No caso da Zâmbia e do Sri Lanka, onde as negociações de reestruturação da dívida pararam, a China detém uma minoria da dívida (um terço na Zâmbia, um quinto no Sri Lanka). No entanto, a mídia ocidental tentou jogar toda a culpa na China.

Cada vez mais, o próprio Banco Popular da China (PBoC) interveio como um emprestador de emergência de último recurso, paralelamente ao chamado FMI "apartidário" e "multilateral", que na realidade é uma mera ferramenta do imperialismo americano.

Nas negociações de reestruturação da dívida que tradicionalmente ocorrem sob os auspícios do Clube de Paris, instituições multilaterais como o FMI estão isentas de “cortes de cabelo”. O PBoC não é colocado no mesmo pé. Enquanto isso, os credores privados ocidentais estão simplesmente se recusando a cortar o cabelo.

A China está, portanto (não sem razão do ponto de vista de seus próprios interesses) se recusando a aceitar um “corte de cabelo” enquanto os credores ocidentais se recusarem a fazer o mesmo. Mas o FMI se recusa a intervir com empréstimos de emergência, a menos que a China concorde, porque não tem intenção de emprestar dinheiro que será usado para pagar os credores chineses.

Agravando este conflito está a profundidade da crise. Com a China sofrendo sua própria crise do "subprime" em câmera lenta e os bancos ocidentais sendo atormentados pela crise desde o início do ano, todos os lados temem cancelar os empréstimos estrangeiros para não desencadear uma nova crise financeira em casa.

O resultado é uma tendência ao impasse. As nações empobrecidas, definhando na inadimplência, estão sendo mais ou menos indefinidamente excluídas dos mercados internacionais de crédito porque seus credores imperialistas não conseguem entrar em acordo entre si.

A dívida como arma

Conforme explicado em um artigo no The Economist intitulado “O FMI enfrenta o pesadelo de uma crise de identidade” – os credores imperialistas ocidentais estão entrando em território desconhecido.

Durante a última grande crise da dívida das nações pobres na década de 1980, a União Soviética estava em colapso e o imperialismo estadunidense emergia como a única grande potência em escala mundial. Esta é a primeira ocasião em que o FMI enfrenta uma crise de dívida como esta em meio a uma competição acirrada entre rivais imperialistas.
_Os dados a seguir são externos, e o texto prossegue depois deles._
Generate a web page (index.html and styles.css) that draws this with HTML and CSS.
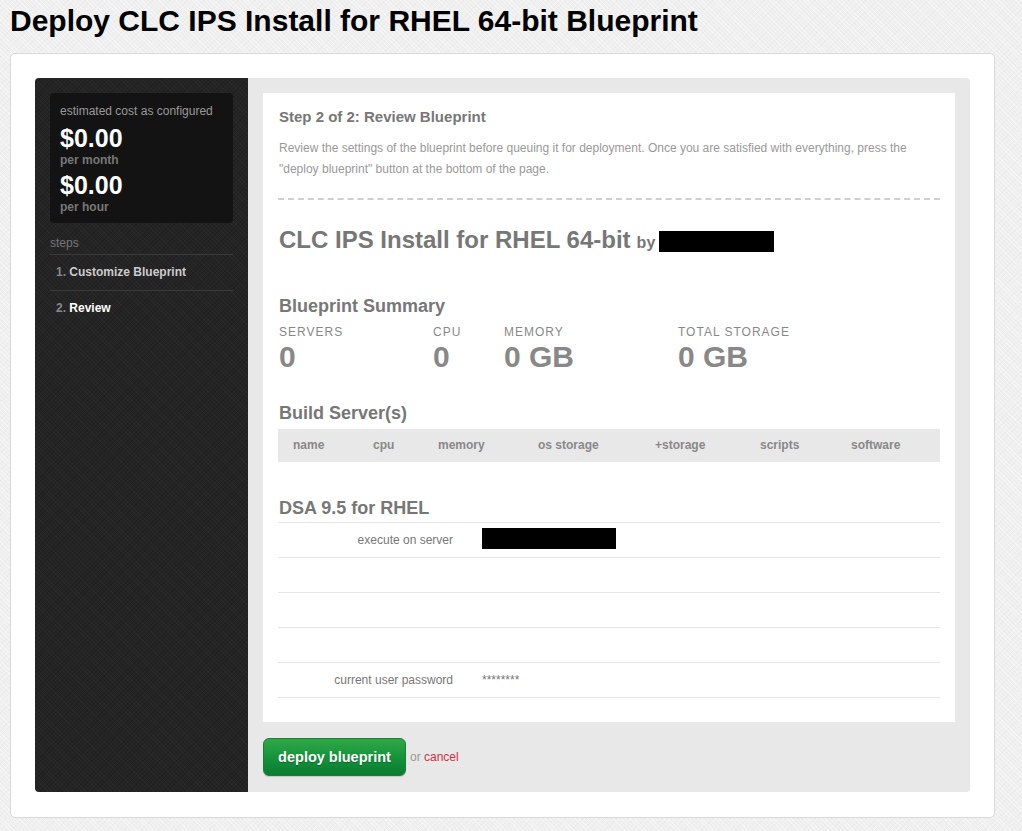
FILE: index.html
```html
<!DOCTYPE html>
<html>
<head>
<meta charset="utf-8">
<title>Deploy Blueprint</title>
<link rel="stylesheet" href="styles.css">
</head>
<body>
<h1 class="page-title">Deploy CLC IPS Install for RHEL 64-bit Blueprint</h1>
<div class="panel">
  <div class="wizard">
    <aside class="sidebar">
      <div class="cost">
        <div class="cost-label">estimated cost as configured</div>
        <div class="cost-value">$0.00</div>
        <div class="cost-unit">per month</div>
        <div class="cost-value">$0.00</div>
        <div class="cost-unit">per hour</div>
      </div>
      <div class="steps-title">steps</div>
      <ol class="steps">
        <li class="step"><span class="num">1.</span> Customize Blueprint</li>
        <li class="step active"><span class="num">2.</span> Review</li>
      </ol>
    </aside>
    <main class="main">
      <section class="card">
        <div class="intro">
          <h2 class="step-heading">Step 2 of 2: Review Blueprint</h2>
          <p class="desc">Review the settings of the blueprint before queuing it for deployment. Once you are satisfied with everything, press the "deploy blueprint" button at the bottom of the page.</p>
        </div>
        <h2 class="bp-title">CLC IPS Install for RHEL 64-bit <span class="by">by</span> <span class="redact redact-name"></span></h2>

        <h3 class="section">Blueprint Summary</h3>
        <div class="stats">
          <div class="stat"><div class="stat-label">Servers</div><div class="stat-value">0</div></div>
          <div class="stat"><div class="stat-label">CPU</div><div class="stat-value">0</div></div>
          <div class="stat"><div class="stat-label">Memory</div><div class="stat-value">0 GB</div></div>
          <div class="stat"><div class="stat-label">Total Storage</div><div class="stat-value">0 GB</div></div>
        </div>

        <h3 class="section section-build">Build Server(s)</h3>
        <div class="table-head">
          <span>name</span><span>cpu</span><span>memory</span><span>os storage</span><span>+storage</span><span>scripts</span><span>software</span>
        </div>

        <h3 class="section section-dsa">DSA 9.5 for RHEL</h3>
        <div class="params">
          <div class="param"><span class="param-label">execute on server</span><span class="param-value"><span class="redact redact-server"></span></span></div>
          <div class="param"><span class="param-label"></span><span class="param-value"></span></div>
          <div class="param"><span class="param-label"></span><span class="param-value"></span></div>
          <div class="param"><span class="param-label"></span><span class="param-value"></span></div>
          <div class="param"><span class="param-label">current user password</span><span class="param-value">********</span></div>
        </div>
      </section>
      <div class="actions">
        <button class="deploy-btn" type="button">deploy blueprint</button>
        <span class="or">or <a class="cancel" href="#">cancel</a></span>
      </div>
    </main>
  </div>
</div>
</body>
</html>
```
FILE: styles.css
```css
* { box-sizing: border-box; }

html, body {
  margin: 0;
  padding: 0;
}

body {
  background-color: #efefef;
  background-image:
    repeating-linear-gradient(45deg, rgba(255,255,255,0.35) 0 1px, transparent 1px 3px),
    repeating-linear-gradient(-45deg, rgba(0,0,0,0.015) 0 1px, transparent 1px 4px);
  font-family: "Liberation Sans", Arial, sans-serif;
  padding: 0 27px 0 10px;
  color: #777;
}

.page-title {
  margin: 3px 0 14px;
  font-size: 30px;
  line-height: 36px;
  font-weight: bold;
  color: #000;
}

.panel {
  background: #fff;
  border: 1px solid #d9d9d9;
  border-radius: 5px;
  padding: 24px 24px 25px;
}

.wizard {
  display: flex;
  border-radius: 4px;
  overflow: hidden;
  background: #e8e8e8;
}

/* Sidebar */
.sidebar {
  width: 213px;
  flex: none;
  background-color: #242424;
  background-image:
    repeating-linear-gradient(45deg, rgba(255,255,255,0.025) 0 1px, transparent 1px 3px),
    repeating-linear-gradient(-45deg, rgba(0,0,0,0.12) 0 1px, transparent 1px 3px);
  padding: 15px 15px;
}

.cost {
  background: #131313;
  border-radius: 4px;
  padding: 9px 10px 9px;
}

.cost-label {
  font-size: 12px;
  line-height: 18px;
  color: #999;
}

.cost-value {
  margin-top: 6px;
  font-size: 25px;
  line-height: 24px;
  font-weight: bold;
  color: #fff;
}

.cost-unit {
  margin-top: 3px;
  font-size: 12px;
  line-height: 14px;
  font-weight: bold;
  color: #777;
}

.steps-title {
  margin-top: 13px;
  font-size: 12px;
  line-height: 14px;
  color: #777;
  padding-bottom: 4px;
  border-bottom: 1px solid #3a3a3a;
}

.steps {
  list-style: none;
  margin: 0;
  padding: 0;
}

.step {
  font-size: 12px;
  line-height: 14px;
  font-weight: bold;
  color: #ccc;
  padding: 10px 6px 11px;
}

.step + .step {
  border-top: 1px solid #3a3a3a;
}

.step .num {
  color: #888;
}

.step.active {
  color: #fff;
}

/* Main */
.main {
  flex: 1;
  padding: 15px 15px 16px;
}

.card {
  background: #fff;
  padding: 15px 15px 24px;
}

.intro {
  padding-bottom: 18px;
  border-bottom: 2px dashed #cfcfcf;
}

.step-heading {
  margin: 0 0 0 1px;
  font-size: 15px;
  line-height: 18px;
  font-weight: bold;
  color: #777;
}

.desc {
  margin: 12px 0 0 1px;
  font-size: 12px;
  line-height: 21px;
  color: #999;
}

.bp-title {
  margin: 23px 0 0 1px;
  font-size: 24px;
  line-height: 28px;
  font-weight: bold;
  color: #777;
  display: flex;
  align-items: center;
}

.bp-title .by {
  font-size: 16px;
  margin: 6px 4px 0 6px;
}

.redact {
  display: inline-block;
  background: #000;
}

.redact-name {
  width: 115px;
  height: 21px;
  margin-top: 2px;
}

.section {
  margin: 38px 0 0 1px;
  font-size: 18px;
  line-height: 22px;
  font-weight: bold;
  color: #777;
}

.stats {
  display: grid;
  grid-template-columns: 154px 71px 174px auto;
  margin: 8px 0 0 1px;
}

.stat-label {
  font-size: 12px;
  line-height: 14px;
  letter-spacing: 1px;
  text-transform: uppercase;
  color: #888;
}

.stat-value {
  margin-top: 2px;
  font-size: 30px;
  line-height: 32px;
  font-weight: bold;
  color: #888;
}

.section-build {
  margin-top: 29px;
}

.table-head {
  display: grid;
  grid-template-columns: 80px 65px 100px 117px 105px 91px 104px;
  margin-top: 5px;
  height: 33px;
  background: #e8e8e8;
  font-size: 12px;
  line-height: 33px;
  font-weight: bold;
  color: #888;
}

.table-head span {
  padding-left: 15px;
}

.section-dsa {
  margin-top: 35px;
}

.params {
  margin-top: 3px;
  border-bottom: 1px solid #e5e5e5;
}

.param {
  display: flex;
  align-items: center;
  height: 35px;
  border-top: 1px solid #e5e5e5;
  font-size: 12px;
  color: #777;
}

.param-label {
  width: 175px;
  text-align: right;
}

.param-value {
  margin-left: 29px;
  display: flex;
  align-items: center;
}

.redact-server {
  width: 134px;
  height: 21px;
  margin-top: -3px;
}

.actions {
  margin-top: 16px;
  display: flex;
  align-items: center;
}

.deploy-btn {
  width: 143px;
  height: 38px;
  border: 1px solid #1c7f34;
  border-radius: 6px;
  background: linear-gradient(#30a846, #13913a 55%, #0b7c30);
  color: #fff;
  font-family: "Liberation Sans", Arial, sans-serif;
  font-size: 14.5px;
  font-weight: bold;
  text-shadow: 0 1px 1px rgba(0,0,0,0.3);
  box-shadow: 0 1px 1px rgba(0,0,0,0.15);
  padding: 0;
  cursor: pointer;
}

.or {
  margin-left: 4px;
  font-size: 12px;
  color: #999;
}

.cancel {
  color: #cc3344;
  text-decoration: none;
}
```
Como explica o The Economist, esta é a primeira vez que teve que “enfrentar de frente a contradição de ser uma instituição nascida e dominada pelos americanos que se vê como propriedade de todas as nações. É uma contradição da qual agora parece impossível escapar.”

Na opinião do The Economist, a única opção aberta ao FMI é declarar guerra econômica contra a China, pressionando as nações endividadas “a não pagarem os empréstimos chineses hoje e a não tomarem empréstimos da China novamente tão cedo”. Em outras palavras, deve abandonar a ficção de que é um árbitro imparcial do capitalismo mundial e deve se tornar a ferramenta aberta do imperialismo americano.
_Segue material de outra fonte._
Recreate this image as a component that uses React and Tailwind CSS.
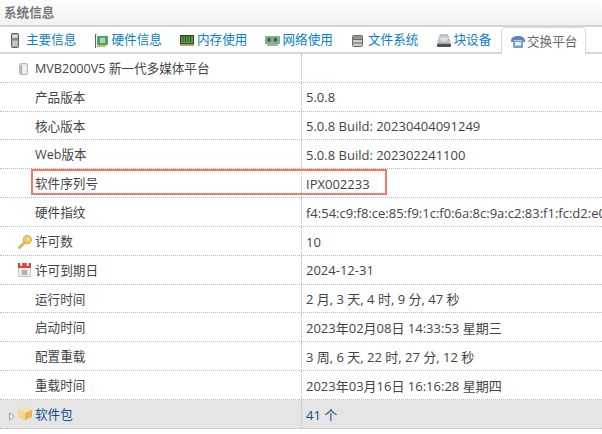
const font = { fontFamily: '"Open Sans", "Noto Sans CJK SC", sans-serif' };

const Ic = ({ w, h, vw, vh, children }) => (
  <svg width={w} height={h} viewBox={`0 0 ${vw} ${vh}`} preserveAspectRatio="none" className="block">{children}</svg>
);

const Server = () => (
  <Ic w={8} h={15} vw={8} vh={15}><rect x=".5" y=".5" width="7" height="14" rx="1" fill="#a9a9a4" stroke="#5c5c58" /><rect x="1.500" y="2" width="5" height="2.500" fill="#e6e6e2" /><rect x="1.500" y="5.500" width="5" height="1" fill="#6d6d69" /><rect x="1.500" y="8" width="5" height="5" fill="#c6c6c1" /></Ic>
);
const Card = () => (
  <Ic w={13} h={14} vw={13} vh={14}><path d="M.5 0h1.500M.5 0v14" fill="none" stroke="#666" /><rect x="2" y="2" width="11" height="9" fill="#4da56c" /><rect x="5" y="4" width="5" height="5" fill="#a7d8b0" /><rect x="2" y="11" width="9" height="2" fill="#cdbb66" /></Ic>
);
const Memory = () => (
  <Ic w={14} h={11} vw={14} vh={11}><rect width="14" height="11" fill="#2c4a27" /><rect x="1" y="1.500" width="12" height="6.500" fill="#63a04c" /><path d="M3 2v5M5.500 2v5M8 2v5M10.500 2v5" stroke="#244a1d" /><rect y="9" width="14" height="2" fill="#a7a46c" /></Ic>
);
const NetCard = () => (
  <Ic w={15} h={10} vw={15} vh={10}><rect width="15" height="8" rx="1" fill="#7fae93" /><rect x="2.500" y="2" width="3" height="3.500" fill="#3f5f4d" /><rect x="9" y="2" width="3" height="3.500" fill="#3f5f4d" /><rect x="2" y="8" width="11" height="2" fill="#a5b39b" /></Ic>
);
const Db = () => (
  <Ic w={11} h={12} vw={11} vh={12}><rect x=".5" y=".5" width="10" height="11" rx="1" fill="#cdcdc8" stroke="#6a6a64" /><rect x="1" y="1" width="9" height="3" fill="#98988f" /><path d="M1 4.500h9M1 8h9" stroke="#6a6a64" /></Ic>
);
const Drive = () => (
  <Ic w={14} h={13} vw={14} vh={13}><path d="M3 0h8l3 9H0z" fill="#bac1c9" /><ellipse cx="7" cy="5" rx="4" ry="2.500" fill="#d9dde1" /><rect y="9.500" width="14" height="3.500" rx="1" fill="#4b5156" /></Ic>
);
const Phone = () => (
  <Ic w={14} h={12} vw={14} vh={12}><path d="M0 4c1-3 3-4 7-4s6 1 7 4v2h-3V4H3v2H0z" fill="#5a86b8" /><rect x="2" y="4.500" width="10" height="7.500" rx="1" fill="#7ba1cb" /><rect x="4" y="6" width="6" height="3.500" fill="#e8eff7" /></Ic>
);
const Chip = () => (
  <Ic w={9} h={12} vw={9} vh={12}><rect x=".5" y=".5" width="8" height="11" rx="1" fill="#dcdfdc" stroke="#b4b7b4" /><rect x="3.500" y="2" width="4" height="8" fill="#f1f3f1" /><rect x="1.500" y="2" width="1.500" height="8.500" fill="#a3aba5" /></Ic>
);
const Key = () => (
  <Ic w={14} h={14} vw={15} vh={15}><circle cx="10" cy="5" r="4.500" fill="#eecb6b" stroke="#d3a746" /><path d="M7 8 1.800 13.200" stroke="#e0b44e" strokeWidth="3.200" strokeLinecap="round" /><circle cx="11" cy="4" r="1.200" fill="#fff3c9" /></Ic>
);
const Calendar = () => (
  <Ic w={13} h={14} vw={14} vh={14}><rect x=".5" y=".5" width="13" height="13" fill="#f0eee8" stroke="#c4c4c0" /><rect width="14" height="5" fill="#d9473f" /><rect x="2.500" width="2" height="3" fill="#fff" /><rect x="9.500" width="2" height="3" fill="#fff" /><rect x="4" y="7" width="6" height="5" fill="#b3b3ad" /></Ic>
);
const Box = () => (
  <Ic w={14} h={13} vw={15} vh={15}><path d="M7.500 0 15 3.500v8L7.500 15 0 11.500v-8z" fill="#e6b659" /><path d="M7.500 0 15 3.500 7.500 7 0 3.500z" fill="#f7e2a8" /><path d="M7.500 7v8L0 11.500v-8z" fill="#f3d78e" /></Ic>
);
const Tri = () => (
  <svg width="6" height="9" viewBox="0 0 6 9" className="block"><path d="M.5.8v7.400L5.200 4.500z" fill="#eee" stroke="#a8a8a8" /></svg>
);

const tabs = [
  { label: "主要信息", icon: <Server />, w: "w-[85.5px]", ip: "pl-[3px]" },
  { label: "硬件信息", icon: <Card />, w: "w-[85.5px]", ip: "pl-[1.5px]" },
  { label: "内存使用", icon: <Memory />, w: "w-[85.5px]", ip: "pl-[1px]" },
  { label: "网络使用", icon: <NetCard />, w: "w-[85.5px]", ip: "pl-[0.5px]" },
  { label: "文件系统", icon: <Db />, w: "w-[85.5px]", ip: "pl-[2px]" },
  { label: "块设备", icon: <Drive />, w: "w-[69.5px]", ip: "pl-[1.5px]" },
];

const rows = [
  { k: "MVB2000V5 新一代多媒体平台", v: "", icon: <Chip />, pos: "left-[19px] top-[9px]" },
  { k: "产品版本", v: "5.0.8" },
  { k: "核心版本", v: "5.0.8 Build: 20230404091249" },
  { k: "Web版本", v: "5.0.8 Build: 202302241100" },
  { k: "软件序列号", v: "IPX002233" },
  { k: "硬件指纹", v: "f4:54:c9:f8:ce:85:f9:1c:f0:6a:8c:9a:c2:83:f1:fc:d2:e0:" },
  { k: "许可数", v: "10", icon: <Key />, pos: "left-[18px] top-[8px]" },
  { k: "许可到期日", v: "2024-12-31", icon: <Calendar />, pos: "left-[18px] top-[7px]" },
  { k: "运行时间", v: "2 月, 3 天, 4 时, 9 分, 47 秒" },
  { k: "启动时间", v: "2023年02月08日 14:33:53 星期三" },
  { k: "配置重载", v: "3 周, 6 天, 22 时, 27 分, 12 秒" },
  { k: "重载时间", v: "2023年03月16日 16:16:28 星期四" },
];

export default function App() {
  return (
    <div className="relative w-[602px] h-[434px] overflow-hidden bg-white text-[13px] text-[#444]" style={font}>
      <div className="h-[27px] flex items-center pl-1 pt-[2px] bg-gradient-to-b from-white to-[#f1f1f1] border-b-2 border-[#d4d4d4] font-semibold text-[12.6px] text-[#777]">系统信息</div>
      <div className="h-[27px] flex pl-[2px] border-b-2 border-[#d8d8d8] text-[12.6px]">
        {tabs.map((t) => (
          <div key={t.label} className={`${t.w} pl-[6px] pt-[2px] flex items-center text-[#0a80c8] whitespace-nowrap`}>
            <span className={`w-[18px] shrink-0 ${t.ip}`}>{t.icon}</span>
            <span>{t.label}</span>
          </div>
        ))}
        <div className="ml-[2px] w-[85px] h-[27px] flex items-center pl-[7px] pt-[2px] text-[#666] border border-b-0 border-[#d8d8d8] rounded-t-[5px] bg-white whitespace-nowrap relative z-10">
          <span className="w-[18px] shrink-0 pl-[2px]"><Phone /></span>
          <span>交换平台</span>
        </div>
      </div>
      <div className="flex flex-col">
        {rows.map((r) => (
          <div key={r.k} className="h-[28.83px] flex border-b border-dotted border-[#bbb]">
            <div className="w-[302px] shrink-0 flex items-center relative pl-[35px] pt-[3px] border-r border-dotted border-[#bbb] whitespace-nowrap text-[12.6px]">
              {r.icon && <span className={`absolute ${r.pos}`}>{r.icon}</span>}
              {r.k}
            </div>
            <div className="flex items-center pl-[4px] pt-[3px] whitespace-nowrap">{r.v}</div>
          </div>
        ))}
        <div className="h-[28.83px] flex border-b border-dotted border-[#bbb] bg-[#e5e5e5] text-[#0e4f8c]">
          <div className="w-[302px] shrink-0 flex items-center relative pl-[35px] pt-[3px] border-r border-dotted border-[#bbb] text-[12.6px]">
            <span className="absolute left-[9px] top-[12px]"><Tri /></span>
            <span className="absolute left-[18px] top-[7px]"><Box /></span>
            软件包
          </div>
          <div className="flex items-center pl-[4px] pt-[3px]">41 个</div>
        </div>
      </div>
      <div className="absolute left-[31px] top-[169px] w-[356px] h-[26px] border-2 border-[#f4776a]" />
    </div>
  );
}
Em suma, enquanto outrora o imperialismo estadunidense usava seu peso avassalador para impor sua solução às crises de crédito, como em outras frentes se vê hoje desafiado por outros credores imperialistas, e todos eles lutam entre si pelo direito de pilhar os pobres.

Aqui e ali, eles podem chegar a um acordo sobre como massacrar suas vítimas em conjunto. De fato, um acordo de reestruturação no Sri Lanka parece estar próximo, no qual os fundos de pensão dos trabalhadores serão sacrificados aos credores conjuntos. Em outros lugares, onde não é possível chegar a um acordo, o impasse está afundando os países pobres e de renda média em um pântano econômico. A “solução” desse impasse para as nações credoras imperialistas passa por uma beligerância cada vez maior com seus rivais, usando as nações endividadas como peões em seus jogos. Isso só aumentará a fratura da economia mundial.

Todos os caminhos, nessas circunstâncias, levam à ruína das nações mais pobres da Terra. Todos os caminhos levam a um aprofundamento da crise do capitalismo e a poderosas explosões revolucionárias das massas oprimidas para quebrar as correntes da dívida e da escravidão que o capitalismo forjou para prendê-las.